Political, economic, and cultural achievements made it possible to transform the KhPSR into a socialist republic. In July 1923 the Third Congress of the Communist Party of Khorezm outlined a program to achieve socialism. The Fourth All-Khorezm Congress of Soviets, (Oct. 17–20, 1923) proclaimed Khorezm a soviet socialist republic and adopted a new constitution that legally codified the completion of the nation’s previous stage of development—that of a people’s democracy—and confirmed the transition to the stage of socialist revolution. The Fifth All-Khorezm Congress of Soviets, (Sept. 29-Oct. 2, 1924), recognizing the right of nations (natsii; nations in the historical sense) to self-determination and expressing the will of the region’s peoples, adopted a resolution granting the peoples of Khorezm the right to join the newly formed Uzbek SSR, Turkmen SSR, and Kara-Kalpak Autonomous Oblast. The Khorezm Soviet Socialist Republic was abolished in the national-state demarcation of the Soviet republics of Middle Asia.

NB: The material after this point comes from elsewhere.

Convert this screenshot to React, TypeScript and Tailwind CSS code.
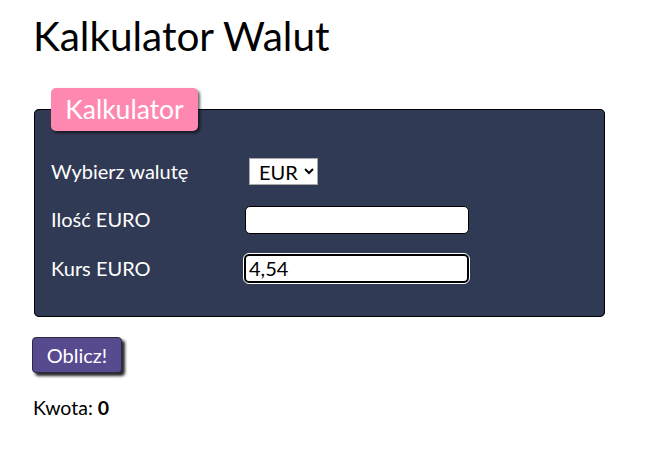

REFERENCESNepesov, G. Iz istorii Khorezmskoi revoliutsii, 1920–1924 gg. Tashkent, 1962.
Samatova, Kh. S., and A. I. Ishanov. “Obrazovanie Khorezmskoi i Bukharskoi Narodnykh Sovetskikh Respublic.” In Istoriia sovetskogo gosudarstva i prava, vol. 1. Moscow, 1968.
Samatova, Kh. S. “Preobrazovania Khorezma v sotsialisticheskuiu respubliku.” lbid., vol. 2. Moscow, 1968.
Velikii Oktiabr’ i pobeda narodnoi revoliutsii v Khorezme. Tashkent, 1971.
Istoriia Bukharskoi i Khorezmskoi Narodnykh Sovetskikh Respublik. Moscow, 1971.
Zimanov, S. Ot osvoboditel’nykh idei k sovetskoi gosudar-stvennosti v Bukhare i Khive. Alma-Ata, 1976.
Istoriia Khorezmskoi Narodnoi Sovetskoi Respubliki (1920–1924 gg): Sb. dokumentov. Tashkent, 1976.